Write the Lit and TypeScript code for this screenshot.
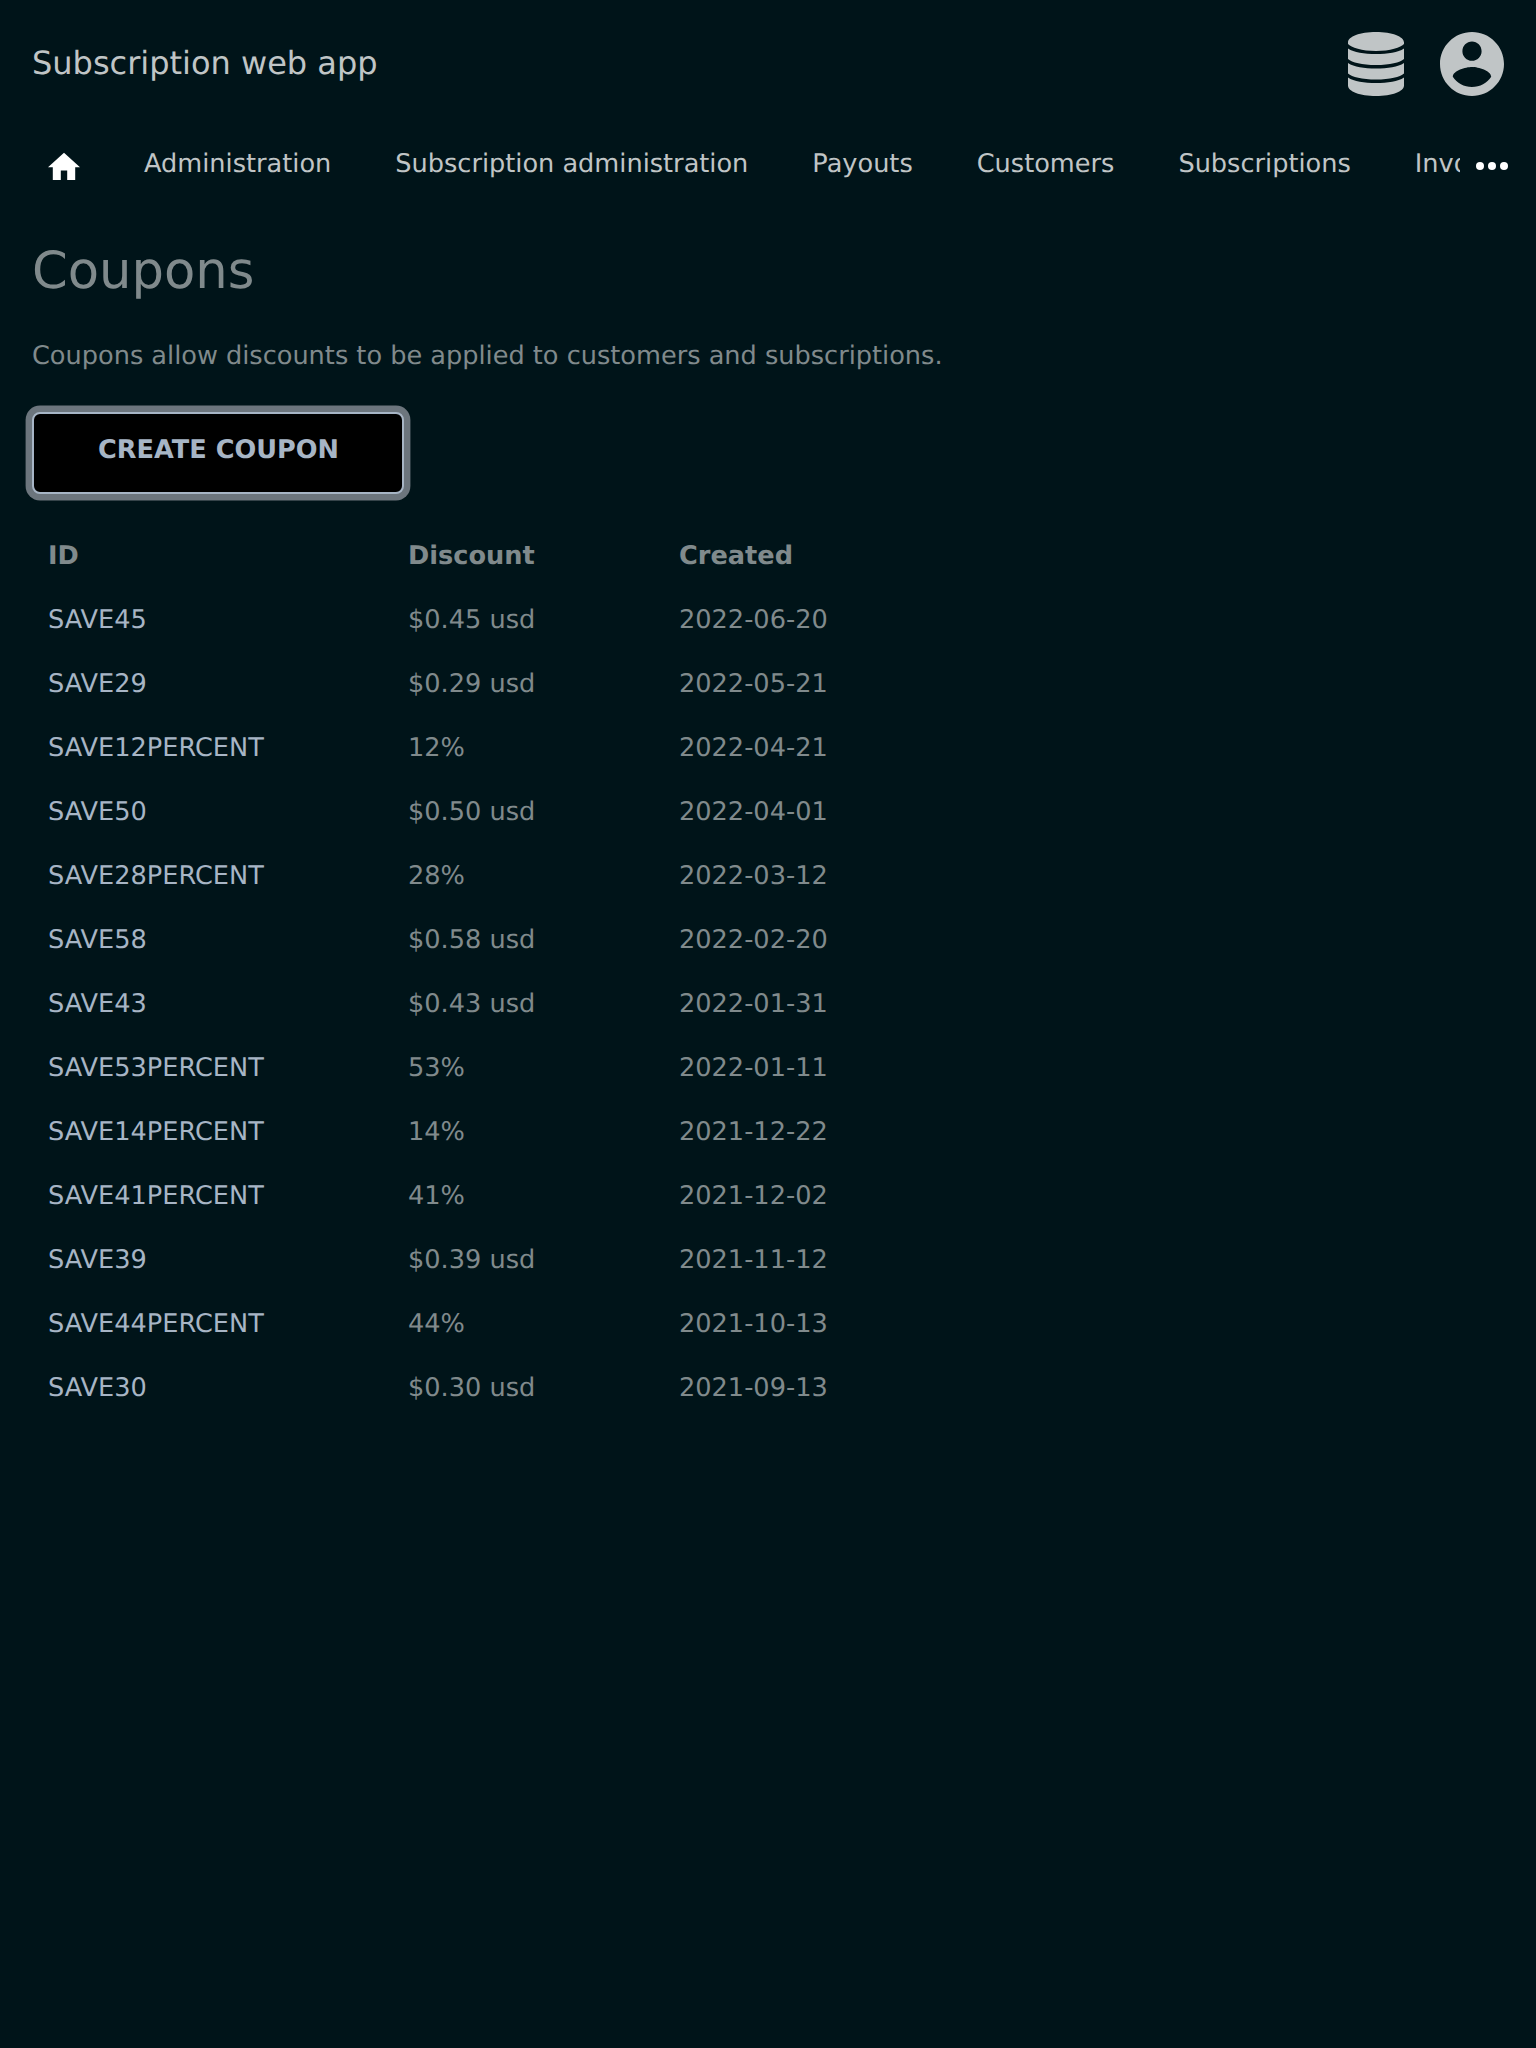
import { LitElement, html, css } from "lit";
import { customElement } from "lit/decorators.js";

const NAV = ["Administration", "Subscription administration", "Payouts", "Customers", "Subscriptions", "Invoices"];

const COUPONS: [string, string, string][] = [
  ["SAVE45", "$0.45 usd", "2022-06-20"],
  ["SAVE29", "$0.29 usd", "2022-05-21"],
  ["SAVE12PERCENT", "12%", "2022-04-21"],
  ["SAVE50", "$0.50 usd", "2022-04-01"],
  ["SAVE28PERCENT", "28%", "2022-03-12"],
  ["SAVE58", "$0.58 usd", "2022-02-20"],
  ["SAVE43", "$0.43 usd", "2022-01-31"],
  ["SAVE53PERCENT", "53%", "2022-01-11"],
  ["SAVE14PERCENT", "14%", "2021-12-22"],
  ["SAVE41PERCENT", "41%", "2021-12-02"],
  ["SAVE39", "$0.39 usd", "2021-11-12"],
  ["SAVE44PERCENT", "44%", "2021-10-13"],
  ["SAVE30", "$0.30 usd", "2021-09-13"],
];

@customElement("app-root")
export class AppRoot extends LitElement {
  static styles = css`
    :host {
      display: block;
      box-sizing: border-box;
      height: 2048px;
      overflow: hidden;
      background: #001419;
      color: #808a8c;
      font: 25.6px/32px "DejaVu Sans", sans-serif;
      text-rendering: geometricPrecision;
    }
    * { box-sizing: border-box; }
    header {
      display: flex;
      align-items: center;
      height: 128px;
      padding: 0 32px;
      color: #c0c5c6;
    }
    .brand { flex: 1; padding-bottom: 2px; font-size: 32px; }
    .icons { display: flex; gap: 32px; }
    svg { display: block; fill: currentColor; }
    nav { display: flex; height: 64px; padding: 0 24px 0 48px; color: #c0c5c6; }
    .home { flex: none; width: 32px; margin-right: 32px; padding-top: 24px; color: #fff; }
    .links { flex: none; display: flex; width: 1348px; overflow: hidden; white-space: nowrap; }
    .links span { flex: none; padding: 20px 32px 0; }
    .more { flex: none; margin: 34px 0 0 16px; color: #fff; }
    main { padding: 49px 32px 0; }
    h1 { margin: 0; font: 51.2px/60px "DejaVu Sans", sans-serif; }
    p { margin: 39px 0 0; }
    button {
      display: block;
      margin: 40px 0 0;
      width: 372px;
      height: 82px;
      padding: 0 0 6px 1px;
      border: 2px solid #a7b5c5;
      border-radius: 8px;
      background: #000;
      color: #a7b5c5;
      font: bold 25.6px/32px "DejaVu Sans", sans-serif;
      text-rendering: geometricPrecision;
      box-shadow: 0 0 0 6.4px #6c757d;
    }
    .table { margin-top: 30px; padding-left: 16px; }
    .row { display: grid; grid-template-columns: 360px 271px 1fr; height: 64px; align-items: center; }
    .head { font-weight: bold; }
    .id { color: #a7b5c5; }
  `;

  render() {
    return html`
      <header>
        <div class="brand">Subscription web app</div>
        <div class="icons">
          <svg width="64" height="64" viewBox="0 0 64 64"><path d="M4 10.5C4 4.5 16 0 32 0s28 4.5 28 10.5v1.500C57 15.500 46 19 32 19S7 15.500 4 12zM4 16.500C10 20.500 20 22 32 22s22-1.500 28-5.500v10.500C56 30.500 46 33 32 33S8 30.500 4 27zM4 31C10 35 20 36.500 32 36.500s22-1.500 28-5.500v10.500C56 45 46 47.500 32 47.500S8 45 4 41.500zM4 45.500C10 49.500 20 51 32 51s22-1.500 28-5.500v8C60 59.500 48 64 32 64S4 59.500 4 53.500z"/></svg>
          <svg width="64" height="64" viewBox="2 2 20 20"><path d="M12 2C6.48 2 2 6.48 2 12s4.48 10 10 10 10-4.480 10-10S17.520 2 12 2zm0 3c1.660 0 3 1.340 3 3s-1.340 3-3 3-3-1.340-3-3 1.340-3 3-3zm0 14.200c-2.500 0-4.710-1.280-6-3.220.030-1.990 4-3.080 6-3.080 1.990 0 5.970 1.090 6 3.080-1.290 1.940-3.500 3.220-6 3.220z"/></svg>
        </div>
      </header>
      <nav>
        <div class="home"><svg width="32" height="28" viewBox="2 2.5 20 17.5"><path d="M10 20v-6h4v6h5v-8h3L12 3 2 12h3v8z"/></svg></div>
        <div class="links">${NAV.map((n) => html`<span>${n}</span>`)}</div>
        <svg class="more" width="32" height="8" viewBox="0 0 32 8"><circle cx="4" cy="4" r="4"/><circle cx="16" cy="4" r="4"/><circle cx="28" cy="4" r="4"/></svg>
      </nav>
      <main>
        <h1>Coupons</h1>
        <p>Coupons allow discounts to be applied to customers and subscriptions.</p>
        <button>CREATE COUPON</button>
        <div class="table">
          <div class="row head"><span>ID</span><span>Discount</span><span>Created</span></div>
          ${COUPONS.map(([id, d, c]) => html`<div class="row"><span class="id">${id}</span><span>${d}</span><span>${c}</span></div>`)}
        </div>
      </main>
    `;
  }
}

━━━

▶ [PROBLEM DESCRIPTION]: Without the pictures, retype the whole of the material above exactly.

▶ [SOLUTION TO THIS EXERCISE]:
Write the Lit and TypeScript code for this screenshot.
import { LitElement, html, css } from "lit";
import { customElement } from "lit/decorators.js";

const NAV = ["Administration", "Subscription administration", "Payouts", "Customers", "Subscriptions", "Invoices"];

const COUPONS: [string, string, string][] = [
  ["SAVE45", "$0.45 usd", "2022-06-20"],
  ["SAVE29", "$0.29 usd", "2022-05-21"],
  ["SAVE12PERCENT", "12%", "2022-04-21"],
  ["SAVE50", "$0.50 usd", "2022-04-01"],
  ["SAVE28PERCENT", "28%", "2022-03-12"],
  ["SAVE58", "$0.58 usd", "2022-02-20"],
  ["SAVE43", "$0.43 usd", "2022-01-31"],
  ["SAVE53PERCENT", "53%", "2022-01-11"],
  ["SAVE14PERCENT", "14%", "2021-12-22"],
  ["SAVE41PERCENT", "41%", "2021-12-02"],
  ["SAVE39", "$0.39 usd", "2021-11-12"],
  ["SAVE44PERCENT", "44%", "2021-10-13"],
  ["SAVE30", "$0.30 usd", "2021-09-13"],
];

@customElement("app-root")
export class AppRoot extends LitElement {
  static styles = css`
    :host {
      display: block;
      box-sizing: border-box;
      height: 2048px;
      overflow: hidden;
      background: #001419;
      color: #808a8c;
      font: 25.6px/32px "DejaVu Sans", sans-serif;
      text-rendering: geometricPrecision;
    }
    * { box-sizing: border-box; }
    header {
      display: flex;
      align-items: center;
      height: 128px;
      padding: 0 32px;
      color: #c0c5c6;
    }
    .brand { flex: 1; padding-bottom: 2px; font-size: 32px; }
    .icons { display: flex; gap: 32px; }
    svg { display: block; fill: currentColor; }
    nav { display: flex; height: 64px; padding: 0 24px 0 48px; color: #c0c5c6; }
    .home { flex: none; width: 32px; margin-right: 32px; padding-top: 24px; color: #fff; }
    .links { flex: none; display: flex; width: 1348px; overflow: hidden; white-space: nowrap; }
    .links span { flex: none; padding: 20px 32px 0; }
    .more { flex: none; margin: 34px 0 0 16px; color: #fff; }
    main { padding: 49px 32px 0; }
    h1 { margin: 0; font: 51.2px/60px "DejaVu Sans", sans-serif; }
    p { margin: 39px 0 0; }
    button {
      display: block;
      margin: 40px 0 0;
      width: 372px;
      height: 82px;
      padding: 0 0 6px 1px;
      border: 2px solid #a7b5c5;
      border-radius: 8px;
      background: #000;
      color: #a7b5c5;
      font: bold 25.6px/32px "DejaVu Sans", sans-serif;
      text-rendering: geometricPrecision;
      box-shadow: 0 0 0 6.4px #6c757d;
    }
    .table { margin-top: 30px; padding-left: 16px; }
    .row { display: grid; grid-template-columns: 360px 271px 1fr; height: 64px; align-items: center; }
    .head { font-weight: bold; }
    .id { color: #a7b5c5; }
  `;

  render() {
    return html`
      <header>
        <div class="brand">Subscription web app</div>
        <div class="icons">
          <svg width="64" height="64" viewBox="0 0 64 64"><path d="M4 10.5C4 4.5 16 0 32 0s28 4.5 28 10.5v1.500C57 15.500 46 19 32 19S7 15.500 4 12zM4 16.500C10 20.500 20 22 32 22s22-1.500 28-5.500v10.500C56 30.500 46 33 32 33S8 30.500 4 27zM4 31C10 35 20 36.500 32 36.500s22-1.500 28-5.500v10.500C56 45 46 47.500 32 47.500S8 45 4 41.500zM4 45.500C10 49.500 20 51 32 51s22-1.500 28-5.500v8C60 59.500 48 64 32 64S4 59.500 4 53.500z"/></svg>
          <svg width="64" height="64" viewBox="2 2 20 20"><path d="M12 2C6.48 2 2 6.48 2 12s4.48 10 10 10 10-4.480 10-10S17.520 2 12 2zm0 3c1.660 0 3 1.340 3 3s-1.340 3-3 3-3-1.340-3-3 1.340-3 3-3zm0 14.200c-2.500 0-4.710-1.280-6-3.220.030-1.990 4-3.080 6-3.080 1.990 0 5.970 1.090 6 3.080-1.290 1.940-3.500 3.220-6 3.220z"/></svg>
        </div>
      </header>
      <nav>
        <div class="home"><svg width="32" height="28" viewBox="2 2.5 20 17.5"><path d="M10 20v-6h4v6h5v-8h3L12 3 2 12h3v8z"/></svg></div>
        <div class="links">${NAV.map((n) => html`<span>${n}</span>`)}</div>
        <svg class="more" width="32" height="8" viewBox="0 0 32 8"><circle cx="4" cy="4" r="4"/><circle cx="16" cy="4" r="4"/><circle cx="28" cy="4" r="4"/></svg>
      </nav>
      <main>
        <h1>Coupons</h1>
        <p>Coupons allow discounts to be applied to customers and subscriptions.</p>
        <button>CREATE COUPON</button>
        <div class="table">
          <div class="row head"><span>ID</span><span>Discount</span><span>Created</span></div>
          ${COUPONS.map(([id, d, c]) => html`<div class="row"><span class="id">${id}</span><span>${d}</span><span>${c}</span></div>`)}
        </div>
      </main>
    `;
  }
}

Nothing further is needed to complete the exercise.